### DIRECTIONS FOR THIS TASK
Skip all pictures. Write out the data below from its first line through the line that contains "const recentDown = [0, 14, 16, 25, 27, 29];".

### GIVEN MATERIAL
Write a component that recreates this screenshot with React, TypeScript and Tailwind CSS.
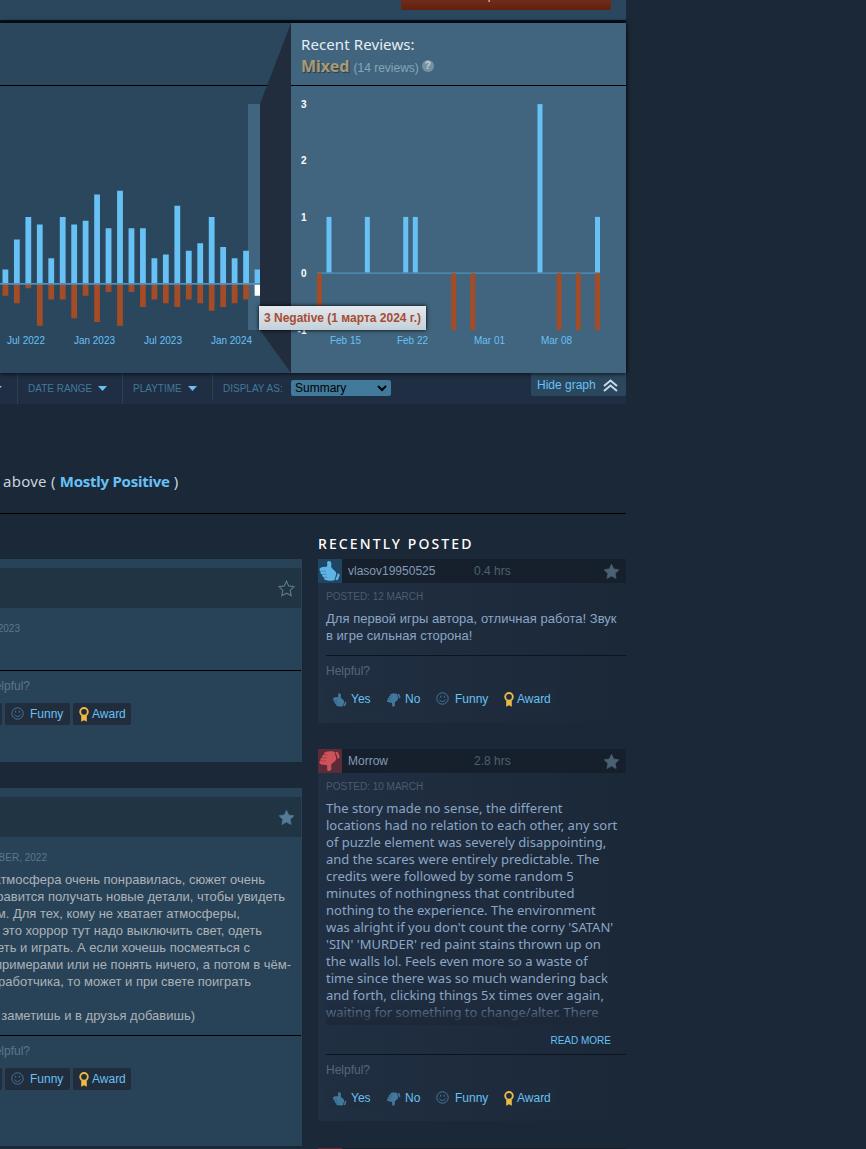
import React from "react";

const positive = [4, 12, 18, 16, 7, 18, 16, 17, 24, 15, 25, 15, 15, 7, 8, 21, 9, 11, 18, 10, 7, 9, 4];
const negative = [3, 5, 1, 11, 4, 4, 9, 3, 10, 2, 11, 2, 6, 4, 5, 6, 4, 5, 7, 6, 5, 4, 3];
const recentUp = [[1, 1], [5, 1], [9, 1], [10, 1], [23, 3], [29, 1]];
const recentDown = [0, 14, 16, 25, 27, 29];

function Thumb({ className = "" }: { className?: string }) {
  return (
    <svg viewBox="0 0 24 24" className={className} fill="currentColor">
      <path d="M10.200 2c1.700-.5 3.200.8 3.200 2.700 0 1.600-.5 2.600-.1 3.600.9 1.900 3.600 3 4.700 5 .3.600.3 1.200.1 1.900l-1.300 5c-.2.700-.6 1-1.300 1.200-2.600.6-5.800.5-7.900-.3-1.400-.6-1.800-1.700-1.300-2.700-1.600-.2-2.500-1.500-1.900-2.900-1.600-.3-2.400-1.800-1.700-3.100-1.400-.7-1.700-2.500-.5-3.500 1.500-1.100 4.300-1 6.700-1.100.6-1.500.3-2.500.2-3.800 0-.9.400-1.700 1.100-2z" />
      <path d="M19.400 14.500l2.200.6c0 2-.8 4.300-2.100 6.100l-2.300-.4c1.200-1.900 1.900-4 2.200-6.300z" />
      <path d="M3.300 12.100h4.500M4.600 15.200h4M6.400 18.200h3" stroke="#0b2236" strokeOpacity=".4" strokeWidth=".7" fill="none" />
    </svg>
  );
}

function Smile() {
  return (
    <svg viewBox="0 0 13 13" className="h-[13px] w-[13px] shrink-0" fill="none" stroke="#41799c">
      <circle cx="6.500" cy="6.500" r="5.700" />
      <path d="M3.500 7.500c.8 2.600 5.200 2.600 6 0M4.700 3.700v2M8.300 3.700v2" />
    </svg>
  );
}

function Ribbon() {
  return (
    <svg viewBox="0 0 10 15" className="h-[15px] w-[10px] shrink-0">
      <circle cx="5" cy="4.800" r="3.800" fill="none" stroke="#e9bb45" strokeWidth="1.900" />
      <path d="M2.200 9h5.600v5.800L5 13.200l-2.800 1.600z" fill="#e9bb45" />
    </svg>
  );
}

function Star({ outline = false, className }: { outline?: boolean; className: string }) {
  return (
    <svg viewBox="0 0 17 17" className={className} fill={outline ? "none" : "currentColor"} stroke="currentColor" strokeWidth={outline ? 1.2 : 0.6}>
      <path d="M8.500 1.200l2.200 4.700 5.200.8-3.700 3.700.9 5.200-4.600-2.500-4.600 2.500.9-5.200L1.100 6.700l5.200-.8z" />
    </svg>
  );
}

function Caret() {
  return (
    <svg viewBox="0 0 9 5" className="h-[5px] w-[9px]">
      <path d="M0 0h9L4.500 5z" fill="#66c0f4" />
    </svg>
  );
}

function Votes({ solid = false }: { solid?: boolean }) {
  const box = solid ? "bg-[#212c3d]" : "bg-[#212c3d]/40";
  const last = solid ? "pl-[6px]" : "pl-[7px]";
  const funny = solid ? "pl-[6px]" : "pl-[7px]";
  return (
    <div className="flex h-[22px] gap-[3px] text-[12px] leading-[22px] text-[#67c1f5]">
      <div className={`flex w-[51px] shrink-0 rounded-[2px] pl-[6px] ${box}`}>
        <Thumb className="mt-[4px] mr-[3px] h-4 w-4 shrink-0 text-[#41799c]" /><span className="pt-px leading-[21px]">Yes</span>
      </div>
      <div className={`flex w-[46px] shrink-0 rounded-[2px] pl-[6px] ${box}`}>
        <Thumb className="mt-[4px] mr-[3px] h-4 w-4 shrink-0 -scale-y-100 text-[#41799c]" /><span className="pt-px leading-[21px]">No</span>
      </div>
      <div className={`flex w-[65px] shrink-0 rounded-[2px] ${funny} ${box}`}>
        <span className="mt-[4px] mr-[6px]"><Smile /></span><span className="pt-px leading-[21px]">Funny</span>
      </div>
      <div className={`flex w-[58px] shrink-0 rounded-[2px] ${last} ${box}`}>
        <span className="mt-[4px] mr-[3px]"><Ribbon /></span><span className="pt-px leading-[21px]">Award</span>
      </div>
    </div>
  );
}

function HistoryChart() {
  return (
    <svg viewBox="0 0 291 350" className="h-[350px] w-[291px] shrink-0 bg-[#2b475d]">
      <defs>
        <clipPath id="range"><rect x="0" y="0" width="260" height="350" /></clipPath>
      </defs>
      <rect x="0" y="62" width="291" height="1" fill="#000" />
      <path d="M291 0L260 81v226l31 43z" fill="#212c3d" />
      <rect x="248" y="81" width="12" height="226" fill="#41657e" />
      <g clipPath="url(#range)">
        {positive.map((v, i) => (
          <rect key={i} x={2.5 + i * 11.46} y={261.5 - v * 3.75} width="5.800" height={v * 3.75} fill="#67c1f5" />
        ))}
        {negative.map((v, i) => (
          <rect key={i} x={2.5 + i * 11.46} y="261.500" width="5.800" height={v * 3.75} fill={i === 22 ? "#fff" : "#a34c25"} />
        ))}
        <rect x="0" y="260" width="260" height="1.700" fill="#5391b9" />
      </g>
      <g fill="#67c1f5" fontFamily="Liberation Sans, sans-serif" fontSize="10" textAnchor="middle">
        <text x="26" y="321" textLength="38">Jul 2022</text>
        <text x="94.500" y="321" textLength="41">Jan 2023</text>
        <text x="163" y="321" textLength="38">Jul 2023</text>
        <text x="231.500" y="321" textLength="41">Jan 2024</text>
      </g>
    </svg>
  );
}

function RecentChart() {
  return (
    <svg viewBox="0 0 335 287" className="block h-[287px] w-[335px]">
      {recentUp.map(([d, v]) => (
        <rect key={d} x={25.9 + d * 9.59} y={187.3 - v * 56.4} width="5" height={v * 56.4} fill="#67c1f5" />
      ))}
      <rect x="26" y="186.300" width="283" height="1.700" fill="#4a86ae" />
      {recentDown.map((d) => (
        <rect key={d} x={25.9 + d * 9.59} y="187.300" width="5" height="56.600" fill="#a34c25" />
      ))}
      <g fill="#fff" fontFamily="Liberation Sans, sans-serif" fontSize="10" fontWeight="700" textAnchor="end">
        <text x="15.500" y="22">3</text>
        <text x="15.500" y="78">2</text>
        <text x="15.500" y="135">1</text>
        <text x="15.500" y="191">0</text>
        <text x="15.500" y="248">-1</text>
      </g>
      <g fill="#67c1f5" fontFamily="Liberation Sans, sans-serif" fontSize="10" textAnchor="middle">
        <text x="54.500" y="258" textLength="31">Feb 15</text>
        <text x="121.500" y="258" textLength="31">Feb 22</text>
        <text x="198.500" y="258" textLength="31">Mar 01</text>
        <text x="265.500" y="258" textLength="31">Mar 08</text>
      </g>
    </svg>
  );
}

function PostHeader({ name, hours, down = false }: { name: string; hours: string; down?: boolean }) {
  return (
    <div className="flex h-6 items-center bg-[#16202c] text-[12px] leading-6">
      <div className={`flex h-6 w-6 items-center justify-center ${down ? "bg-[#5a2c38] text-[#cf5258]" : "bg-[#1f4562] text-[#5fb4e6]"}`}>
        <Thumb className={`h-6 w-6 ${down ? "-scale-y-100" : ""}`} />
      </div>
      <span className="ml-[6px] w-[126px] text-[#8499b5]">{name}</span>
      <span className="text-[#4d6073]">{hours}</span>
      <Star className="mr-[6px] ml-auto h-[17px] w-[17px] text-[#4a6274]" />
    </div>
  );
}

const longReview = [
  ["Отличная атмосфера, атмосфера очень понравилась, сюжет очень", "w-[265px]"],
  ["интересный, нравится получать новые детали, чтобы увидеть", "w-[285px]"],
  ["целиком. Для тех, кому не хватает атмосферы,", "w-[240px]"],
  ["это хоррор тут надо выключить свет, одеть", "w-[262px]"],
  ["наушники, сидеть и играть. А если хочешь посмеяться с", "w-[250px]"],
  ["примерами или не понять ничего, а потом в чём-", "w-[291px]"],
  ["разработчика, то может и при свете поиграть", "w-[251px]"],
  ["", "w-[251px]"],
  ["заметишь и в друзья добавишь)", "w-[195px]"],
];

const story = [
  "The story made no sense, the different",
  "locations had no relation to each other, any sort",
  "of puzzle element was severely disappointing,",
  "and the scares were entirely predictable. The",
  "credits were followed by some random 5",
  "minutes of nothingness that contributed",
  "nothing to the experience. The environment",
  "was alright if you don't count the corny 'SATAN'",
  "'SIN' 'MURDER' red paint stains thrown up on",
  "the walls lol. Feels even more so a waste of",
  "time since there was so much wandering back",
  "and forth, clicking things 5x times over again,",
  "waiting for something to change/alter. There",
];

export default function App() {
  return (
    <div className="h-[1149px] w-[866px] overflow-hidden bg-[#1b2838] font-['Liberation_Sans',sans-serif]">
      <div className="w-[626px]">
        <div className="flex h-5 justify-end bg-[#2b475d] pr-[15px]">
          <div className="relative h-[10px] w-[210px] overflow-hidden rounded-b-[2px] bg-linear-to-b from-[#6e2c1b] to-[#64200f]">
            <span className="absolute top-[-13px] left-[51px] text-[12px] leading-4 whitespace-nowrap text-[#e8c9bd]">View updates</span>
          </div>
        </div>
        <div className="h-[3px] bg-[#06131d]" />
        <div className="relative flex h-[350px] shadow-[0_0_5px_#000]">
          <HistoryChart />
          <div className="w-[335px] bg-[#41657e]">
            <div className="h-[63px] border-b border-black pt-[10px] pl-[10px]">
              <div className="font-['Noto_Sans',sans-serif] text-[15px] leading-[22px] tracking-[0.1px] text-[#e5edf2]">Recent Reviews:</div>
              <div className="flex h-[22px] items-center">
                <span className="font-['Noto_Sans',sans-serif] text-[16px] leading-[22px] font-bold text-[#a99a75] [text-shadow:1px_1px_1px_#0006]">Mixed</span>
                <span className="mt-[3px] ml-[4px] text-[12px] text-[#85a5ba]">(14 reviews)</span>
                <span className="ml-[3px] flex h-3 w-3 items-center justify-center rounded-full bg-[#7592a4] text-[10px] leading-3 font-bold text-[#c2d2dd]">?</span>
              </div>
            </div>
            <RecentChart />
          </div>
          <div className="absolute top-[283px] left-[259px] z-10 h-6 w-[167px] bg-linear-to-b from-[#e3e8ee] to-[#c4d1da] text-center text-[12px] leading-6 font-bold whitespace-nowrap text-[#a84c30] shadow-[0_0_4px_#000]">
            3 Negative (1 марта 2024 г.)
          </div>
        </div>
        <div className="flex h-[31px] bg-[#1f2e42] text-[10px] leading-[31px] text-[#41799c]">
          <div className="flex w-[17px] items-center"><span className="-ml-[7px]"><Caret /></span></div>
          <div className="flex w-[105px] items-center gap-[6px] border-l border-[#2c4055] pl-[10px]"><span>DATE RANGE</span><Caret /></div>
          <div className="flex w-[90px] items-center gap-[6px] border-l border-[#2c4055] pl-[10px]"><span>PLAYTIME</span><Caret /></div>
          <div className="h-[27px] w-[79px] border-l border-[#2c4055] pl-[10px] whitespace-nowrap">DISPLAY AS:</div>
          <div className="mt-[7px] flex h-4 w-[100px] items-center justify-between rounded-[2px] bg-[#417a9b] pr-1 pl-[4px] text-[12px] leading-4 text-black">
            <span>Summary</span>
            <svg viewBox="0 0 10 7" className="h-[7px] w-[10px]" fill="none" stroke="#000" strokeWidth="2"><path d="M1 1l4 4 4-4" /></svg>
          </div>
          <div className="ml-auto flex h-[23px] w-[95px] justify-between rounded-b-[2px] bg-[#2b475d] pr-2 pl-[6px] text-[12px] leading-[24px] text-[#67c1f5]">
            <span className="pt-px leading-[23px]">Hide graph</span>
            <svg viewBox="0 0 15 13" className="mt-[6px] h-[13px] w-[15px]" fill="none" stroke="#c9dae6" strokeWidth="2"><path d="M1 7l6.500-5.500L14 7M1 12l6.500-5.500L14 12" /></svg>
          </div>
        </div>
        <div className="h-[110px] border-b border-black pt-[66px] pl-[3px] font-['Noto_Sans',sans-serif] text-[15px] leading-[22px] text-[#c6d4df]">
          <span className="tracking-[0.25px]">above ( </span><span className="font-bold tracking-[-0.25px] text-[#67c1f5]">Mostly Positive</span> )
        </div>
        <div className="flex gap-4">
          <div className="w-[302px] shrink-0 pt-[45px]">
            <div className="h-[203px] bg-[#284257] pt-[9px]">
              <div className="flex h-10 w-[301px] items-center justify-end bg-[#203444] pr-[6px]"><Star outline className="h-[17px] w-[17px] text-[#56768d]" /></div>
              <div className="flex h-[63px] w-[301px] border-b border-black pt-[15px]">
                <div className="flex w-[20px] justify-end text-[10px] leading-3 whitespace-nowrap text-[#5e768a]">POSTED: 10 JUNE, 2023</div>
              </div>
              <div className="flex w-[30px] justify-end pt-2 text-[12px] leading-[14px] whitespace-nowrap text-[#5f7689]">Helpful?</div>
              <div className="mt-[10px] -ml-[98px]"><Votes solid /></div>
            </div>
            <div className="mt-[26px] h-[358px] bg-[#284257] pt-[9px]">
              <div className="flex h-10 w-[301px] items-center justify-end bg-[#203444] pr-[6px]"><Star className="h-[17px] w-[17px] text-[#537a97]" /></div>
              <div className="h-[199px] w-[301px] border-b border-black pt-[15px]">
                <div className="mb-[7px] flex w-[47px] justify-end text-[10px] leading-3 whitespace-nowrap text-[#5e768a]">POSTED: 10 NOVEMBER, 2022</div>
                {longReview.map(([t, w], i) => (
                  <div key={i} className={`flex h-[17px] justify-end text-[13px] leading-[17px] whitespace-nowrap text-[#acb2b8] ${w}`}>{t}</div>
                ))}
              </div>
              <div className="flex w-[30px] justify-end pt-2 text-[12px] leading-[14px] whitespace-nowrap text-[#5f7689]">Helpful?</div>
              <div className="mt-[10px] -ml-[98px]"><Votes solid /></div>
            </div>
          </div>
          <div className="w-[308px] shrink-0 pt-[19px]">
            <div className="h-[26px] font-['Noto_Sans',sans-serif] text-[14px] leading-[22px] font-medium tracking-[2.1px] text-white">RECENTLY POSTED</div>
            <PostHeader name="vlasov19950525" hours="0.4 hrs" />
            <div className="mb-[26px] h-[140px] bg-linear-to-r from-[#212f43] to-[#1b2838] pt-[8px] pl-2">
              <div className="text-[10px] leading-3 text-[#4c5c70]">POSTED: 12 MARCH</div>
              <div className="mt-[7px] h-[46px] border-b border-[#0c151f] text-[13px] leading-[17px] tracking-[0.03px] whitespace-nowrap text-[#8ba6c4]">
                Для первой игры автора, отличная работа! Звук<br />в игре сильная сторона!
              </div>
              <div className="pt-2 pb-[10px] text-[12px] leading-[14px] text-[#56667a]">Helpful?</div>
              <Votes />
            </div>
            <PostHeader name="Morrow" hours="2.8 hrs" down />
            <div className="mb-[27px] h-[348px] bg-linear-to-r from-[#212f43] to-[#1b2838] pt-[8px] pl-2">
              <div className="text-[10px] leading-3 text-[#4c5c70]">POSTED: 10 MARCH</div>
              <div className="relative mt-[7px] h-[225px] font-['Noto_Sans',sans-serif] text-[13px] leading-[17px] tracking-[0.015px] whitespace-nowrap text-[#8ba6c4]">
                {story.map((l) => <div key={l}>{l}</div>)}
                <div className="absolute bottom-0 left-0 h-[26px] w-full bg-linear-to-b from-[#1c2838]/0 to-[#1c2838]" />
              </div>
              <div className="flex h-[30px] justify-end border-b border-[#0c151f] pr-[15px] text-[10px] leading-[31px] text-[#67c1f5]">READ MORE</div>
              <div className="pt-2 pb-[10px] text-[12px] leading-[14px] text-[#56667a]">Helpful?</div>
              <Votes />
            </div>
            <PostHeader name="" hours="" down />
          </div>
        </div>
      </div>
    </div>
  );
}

### OUTPUT OF THE TASK
Write a component that recreates this screenshot with React, TypeScript and Tailwind CSS.
import React from "react";

const positive = [4, 12, 18, 16, 7, 18, 16, 17, 24, 15, 25, 15, 15, 7, 8, 21, 9, 11, 18, 10, 7, 9, 4];
const negative = [3, 5, 1, 11, 4, 4, 9, 3, 10, 2, 11, 2, 6, 4, 5, 6, 4, 5, 7, 6, 5, 4, 3];
const recentUp = [[1, 1], [5, 1], [9, 1], [10, 1], [23, 3], [29, 1]];
const recentDown = [0, 14, 16, 25, 27, 29];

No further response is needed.